▸ YOUR GOAL
In the entries, find all lines that hold the word "this" and copy them.

▸ DATASET EXTRACT
_____
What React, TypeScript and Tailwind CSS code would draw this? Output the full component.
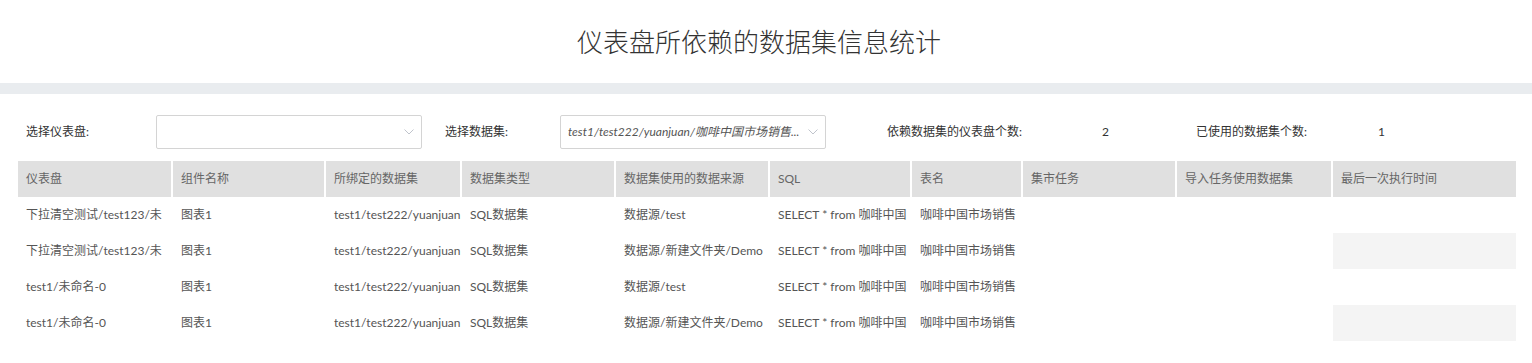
_____
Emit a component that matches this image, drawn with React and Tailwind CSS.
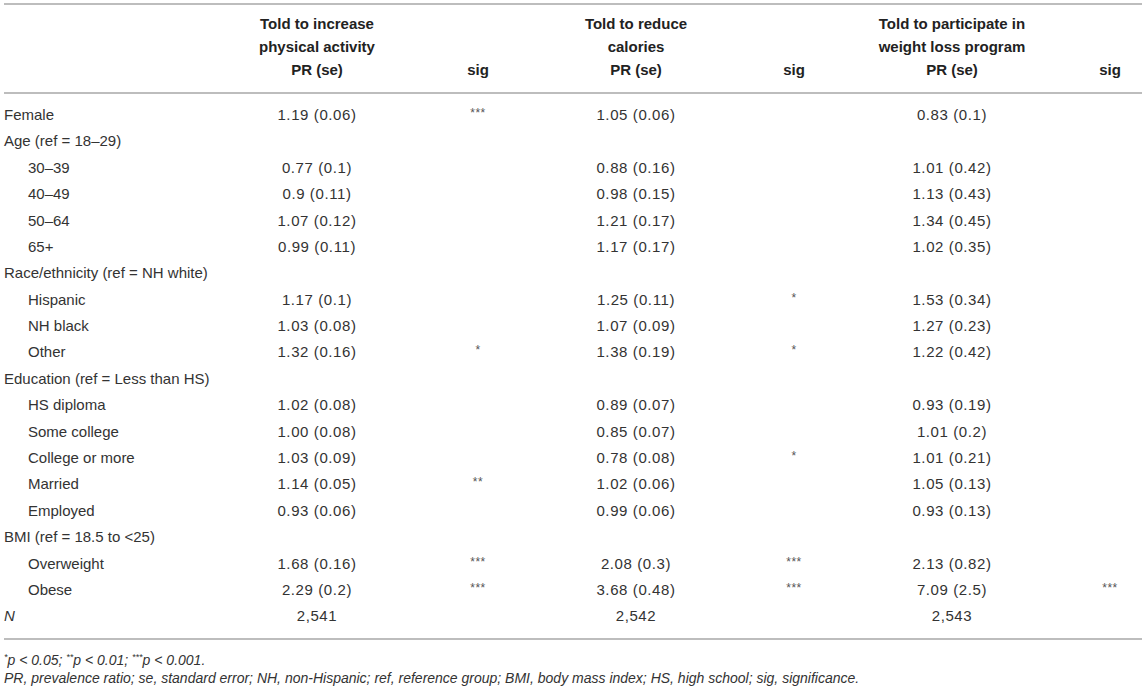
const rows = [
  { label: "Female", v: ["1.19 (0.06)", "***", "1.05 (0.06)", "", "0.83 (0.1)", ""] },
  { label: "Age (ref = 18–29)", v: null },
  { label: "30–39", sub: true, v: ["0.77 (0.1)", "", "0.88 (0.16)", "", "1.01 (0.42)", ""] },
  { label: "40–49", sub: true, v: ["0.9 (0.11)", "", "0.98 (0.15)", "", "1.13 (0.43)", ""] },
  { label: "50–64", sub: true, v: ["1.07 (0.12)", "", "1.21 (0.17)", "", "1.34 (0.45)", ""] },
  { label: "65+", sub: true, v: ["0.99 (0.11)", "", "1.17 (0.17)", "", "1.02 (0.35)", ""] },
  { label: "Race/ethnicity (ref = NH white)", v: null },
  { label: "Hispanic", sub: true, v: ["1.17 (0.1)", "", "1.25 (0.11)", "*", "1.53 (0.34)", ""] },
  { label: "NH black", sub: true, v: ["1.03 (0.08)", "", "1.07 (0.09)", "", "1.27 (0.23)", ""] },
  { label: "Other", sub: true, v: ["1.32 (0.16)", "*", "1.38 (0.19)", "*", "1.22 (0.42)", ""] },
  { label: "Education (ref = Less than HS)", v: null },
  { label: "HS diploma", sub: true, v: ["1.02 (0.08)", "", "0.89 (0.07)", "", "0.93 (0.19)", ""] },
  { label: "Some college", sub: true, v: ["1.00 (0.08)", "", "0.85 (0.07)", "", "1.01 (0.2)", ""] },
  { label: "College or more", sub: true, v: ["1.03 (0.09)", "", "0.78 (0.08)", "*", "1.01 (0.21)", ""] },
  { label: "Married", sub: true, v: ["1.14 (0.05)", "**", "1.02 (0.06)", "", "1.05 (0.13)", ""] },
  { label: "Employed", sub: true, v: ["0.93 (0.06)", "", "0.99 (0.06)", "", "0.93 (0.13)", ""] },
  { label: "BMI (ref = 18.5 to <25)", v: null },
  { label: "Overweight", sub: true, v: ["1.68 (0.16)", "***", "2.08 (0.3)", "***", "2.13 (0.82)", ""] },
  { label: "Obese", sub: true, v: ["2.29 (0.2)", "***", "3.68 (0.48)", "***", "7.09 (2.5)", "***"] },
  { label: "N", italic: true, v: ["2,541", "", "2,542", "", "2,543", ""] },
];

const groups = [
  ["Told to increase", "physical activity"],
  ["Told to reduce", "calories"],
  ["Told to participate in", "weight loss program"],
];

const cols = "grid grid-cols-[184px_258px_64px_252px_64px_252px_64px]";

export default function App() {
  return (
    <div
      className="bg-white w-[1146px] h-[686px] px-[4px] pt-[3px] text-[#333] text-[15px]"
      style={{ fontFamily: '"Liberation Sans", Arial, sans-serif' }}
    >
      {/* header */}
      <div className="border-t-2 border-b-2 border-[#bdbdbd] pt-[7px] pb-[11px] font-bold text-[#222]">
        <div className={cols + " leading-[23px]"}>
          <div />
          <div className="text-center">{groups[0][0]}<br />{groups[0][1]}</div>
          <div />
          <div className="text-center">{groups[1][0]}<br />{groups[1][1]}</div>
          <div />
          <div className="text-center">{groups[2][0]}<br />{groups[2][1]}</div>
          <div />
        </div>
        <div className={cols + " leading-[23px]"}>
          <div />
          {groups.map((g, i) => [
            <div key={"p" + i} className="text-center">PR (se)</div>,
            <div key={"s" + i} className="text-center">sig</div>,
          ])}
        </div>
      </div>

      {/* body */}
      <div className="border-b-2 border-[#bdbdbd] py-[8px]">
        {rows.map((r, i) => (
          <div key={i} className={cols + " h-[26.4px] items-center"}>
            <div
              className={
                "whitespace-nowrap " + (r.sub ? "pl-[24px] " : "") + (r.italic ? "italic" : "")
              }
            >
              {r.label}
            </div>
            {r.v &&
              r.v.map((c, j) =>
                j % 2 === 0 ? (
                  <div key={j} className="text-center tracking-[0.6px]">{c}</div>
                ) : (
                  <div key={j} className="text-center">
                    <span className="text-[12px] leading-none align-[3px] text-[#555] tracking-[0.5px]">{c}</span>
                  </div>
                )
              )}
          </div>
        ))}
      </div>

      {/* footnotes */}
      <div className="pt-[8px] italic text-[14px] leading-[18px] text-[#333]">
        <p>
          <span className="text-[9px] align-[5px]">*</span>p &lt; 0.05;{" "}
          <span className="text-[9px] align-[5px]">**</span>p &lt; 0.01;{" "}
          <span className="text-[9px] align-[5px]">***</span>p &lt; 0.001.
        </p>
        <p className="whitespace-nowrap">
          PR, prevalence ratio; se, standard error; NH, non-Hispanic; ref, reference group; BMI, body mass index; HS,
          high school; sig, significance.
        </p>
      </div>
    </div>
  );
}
_____
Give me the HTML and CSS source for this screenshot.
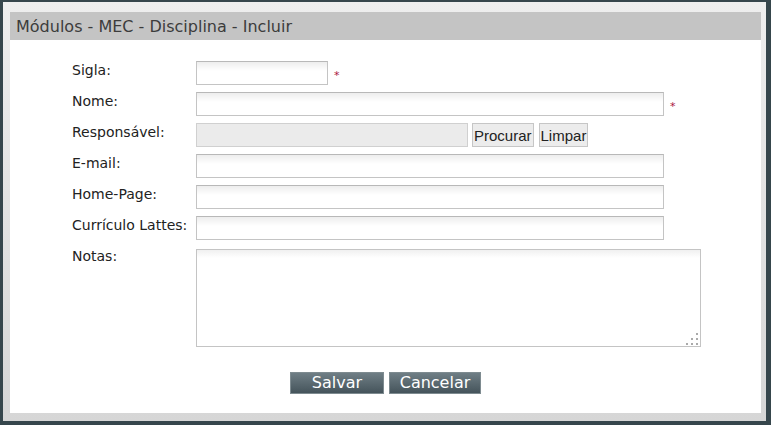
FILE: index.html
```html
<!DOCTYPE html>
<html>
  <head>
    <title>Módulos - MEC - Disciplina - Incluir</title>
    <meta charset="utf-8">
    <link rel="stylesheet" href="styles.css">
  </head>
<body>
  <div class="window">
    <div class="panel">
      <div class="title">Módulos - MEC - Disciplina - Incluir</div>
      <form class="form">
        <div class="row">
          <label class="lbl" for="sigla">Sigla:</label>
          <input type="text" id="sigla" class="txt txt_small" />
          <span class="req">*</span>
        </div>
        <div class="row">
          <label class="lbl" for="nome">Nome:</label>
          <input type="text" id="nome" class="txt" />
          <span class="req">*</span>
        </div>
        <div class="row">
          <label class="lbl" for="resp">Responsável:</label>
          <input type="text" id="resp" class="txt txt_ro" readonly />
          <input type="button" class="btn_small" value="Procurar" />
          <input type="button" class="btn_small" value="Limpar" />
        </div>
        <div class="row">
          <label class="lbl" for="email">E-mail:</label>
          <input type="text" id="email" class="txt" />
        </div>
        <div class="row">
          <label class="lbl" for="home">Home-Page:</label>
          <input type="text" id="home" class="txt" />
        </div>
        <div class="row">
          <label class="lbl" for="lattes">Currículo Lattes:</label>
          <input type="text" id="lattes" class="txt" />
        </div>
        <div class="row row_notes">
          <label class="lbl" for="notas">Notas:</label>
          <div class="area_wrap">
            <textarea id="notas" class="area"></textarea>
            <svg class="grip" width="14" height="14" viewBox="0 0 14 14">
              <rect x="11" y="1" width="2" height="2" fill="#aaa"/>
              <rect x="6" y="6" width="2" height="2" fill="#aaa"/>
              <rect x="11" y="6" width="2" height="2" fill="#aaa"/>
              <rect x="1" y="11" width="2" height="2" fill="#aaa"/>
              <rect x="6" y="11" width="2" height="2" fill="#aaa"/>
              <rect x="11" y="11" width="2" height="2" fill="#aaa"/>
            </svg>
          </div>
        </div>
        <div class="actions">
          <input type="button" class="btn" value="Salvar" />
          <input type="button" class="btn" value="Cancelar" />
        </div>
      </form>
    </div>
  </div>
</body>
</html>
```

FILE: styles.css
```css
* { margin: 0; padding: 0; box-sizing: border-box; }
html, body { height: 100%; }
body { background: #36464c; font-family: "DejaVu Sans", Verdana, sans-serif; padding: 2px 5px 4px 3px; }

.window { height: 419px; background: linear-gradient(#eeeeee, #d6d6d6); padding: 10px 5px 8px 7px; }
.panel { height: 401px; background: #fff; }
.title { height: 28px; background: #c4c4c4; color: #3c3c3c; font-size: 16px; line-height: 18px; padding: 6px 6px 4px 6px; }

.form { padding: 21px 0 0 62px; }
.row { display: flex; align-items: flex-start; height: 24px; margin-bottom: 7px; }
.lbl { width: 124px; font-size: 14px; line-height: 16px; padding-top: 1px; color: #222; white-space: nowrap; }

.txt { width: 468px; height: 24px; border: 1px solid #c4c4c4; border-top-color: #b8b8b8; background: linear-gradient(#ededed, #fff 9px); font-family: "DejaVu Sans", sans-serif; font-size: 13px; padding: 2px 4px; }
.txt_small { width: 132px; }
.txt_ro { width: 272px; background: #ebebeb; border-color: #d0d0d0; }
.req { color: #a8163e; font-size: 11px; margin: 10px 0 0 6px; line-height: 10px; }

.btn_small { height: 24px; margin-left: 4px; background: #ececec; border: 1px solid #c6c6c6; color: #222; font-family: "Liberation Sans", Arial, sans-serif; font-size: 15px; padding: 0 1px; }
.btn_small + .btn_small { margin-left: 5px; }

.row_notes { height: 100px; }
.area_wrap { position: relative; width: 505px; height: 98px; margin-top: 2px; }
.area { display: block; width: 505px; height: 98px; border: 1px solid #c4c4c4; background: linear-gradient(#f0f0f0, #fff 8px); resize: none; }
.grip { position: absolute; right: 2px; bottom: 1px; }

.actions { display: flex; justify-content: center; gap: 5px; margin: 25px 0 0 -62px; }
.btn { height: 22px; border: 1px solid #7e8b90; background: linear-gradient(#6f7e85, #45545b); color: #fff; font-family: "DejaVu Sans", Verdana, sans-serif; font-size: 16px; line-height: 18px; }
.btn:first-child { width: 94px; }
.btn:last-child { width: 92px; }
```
_____
▸ THE SOLUTION
What React, TypeScript and Tailwind CSS code would draw this? Output the full component.
Emit a component that matches this image, drawn with React and Tailwind CSS.
Give me the HTML and CSS source for this screenshot.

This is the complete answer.